Numerical Computing with Modern FortranRichard J. Hanson and Tim Hopkins |
Chapter 15: OpenMP in Fortran
Source Code:
These examples illustrate a number of issues that are intended as helpers when getting started using OpenMP. The Fortran compiler must be configured to process OpenMP directives, i.e. those source lines starting with '!$OMP'.
- Example1 uses Example1.f90
Two threads are used. There is a danger that thread 1 uses x before thread 0 defines it to have the value 5. This has not happened here, but it could.
- Example2 uses Example2.f90, set_precision.f90
Four threads are used. The question is: Which thread processes a do loop index with the upper limit of value n = 101?
- Example3 uses Example3.f90, set_precision.f90
Thread 0 asks for input. Each of the alternate threads wait for a (random) fraction of a second before pausing on thread 0 to complete the input. When input is completed all threads print a message. This uses a VOLATILE routine argument to support the pausing step.
- Example4 uses Example4.f90, set_precision.f90
A sum of weighted vector dot or inner products is computed. The vectors are random and the generator is entered in a critical section so that the results are repeatable. The outer sum of the weighted dot products uses an ATOMIC designation so that a race condition will not occur.
- Example5 uses Example5.f90, set_precision.f90
A parallel do loop records the loop index associated with each thread number + 1. These values here match, but that is not assured.
- Example6 uses Example6.f90, set_precision.f90
A subprogram needs work space. This is allocated in the main program and passed to the threads. Each thread uses its index to construct a pointer that uses a specified part of the global work space for its local work space.

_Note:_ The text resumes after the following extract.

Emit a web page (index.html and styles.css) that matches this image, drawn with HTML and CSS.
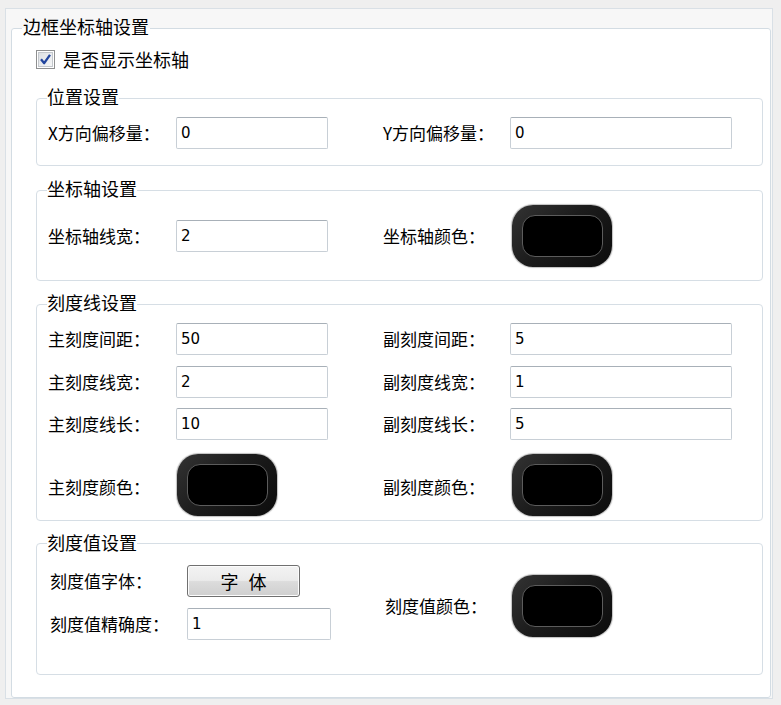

- dotp uses dotp.f90, set_precision.f90
A loop for computing a dot product has a race condition. The accumulation step is invalid. This is a purposeful error and it is fixed in the example dotpAtomic.
- dotpAtomic use dotpAtomic.f90, set_precision.f90
By using an ATOMIC designation before the accumulation step, the race condition of example dotp is eliminated.
Sample Output from Example1 using 2 threads
Race condition: Thread: 1, x = 5 After barrier: Thread: 1, x = 5 After barrier: Thread: 0, x = 5
Sample Output from Example2 using 4 threads
Thread 3 processes index 101
Sample Output from Example3 using 16 threads
Enter an integer -- 1 Thread 10 waited 0.345 secs before (Volatile) FLAG was tested Thread 9 waited 0.833 secs before (Volatile) FLAG was tested Thread 14 waited 0.701 secs before (Volatile) FLAG was tested Thread 15 waited 0.735 secs before (Volatile) FLAG was tested Thread 11 waited 0.871 secs before (Volatile) FLAG was tested Thread 4 waited 0.963 secs before (Volatile) FLAG was tested Thread 6 waited 0.335 secs before (Volatile) FLAG was tested Thread 2 waited 0.353 secs before (Volatile) FLAG was tested Thread 13 waited 0.888 secs before (Volatile) FLAG was tested Thread 1 waited 0.025 secs before (Volatile) FLAG was tested Thread 8 waited 0.796 secs before (Volatile) FLAG was tested Thread 12 waited 0.090 secs before (Volatile) FLAG was tested Thread 7 waited 0.915 secs before (Volatile) FLAG was tested Thread 0 did no waiting after input. Thread 5 waited 0.838 secs before (Volatile) FLAG was tested Thread 3 waited 0.667 secs before (Volatile) FLAG was tested
Sample Output from Example4 using 16 threads
Weighted dot product = 0.1296754E+04
Sample Output from Example5 using 16 threads
Natural Numbers for Each Thread = 1 1.00 2 2.00 3 3.00 4 4.00 5 5.00 6 6.00 7 7.00 8 8.00 9 9.00 10 10.00 11 11.00 12 12.00 13 13.00 14 14.00 15 15.00 16 16.00
Sample Output from Example6 using 16 threads
If no "Error" messages, work assignment succeeded.
Sample Output from dotp using 16 threads
Dot product - n*6 = -0.2060E+05 Thread number = 0 Race condition, stop!
Sample Output from dotpAtomic using 16 threads
No race condition with ATOMIC construct!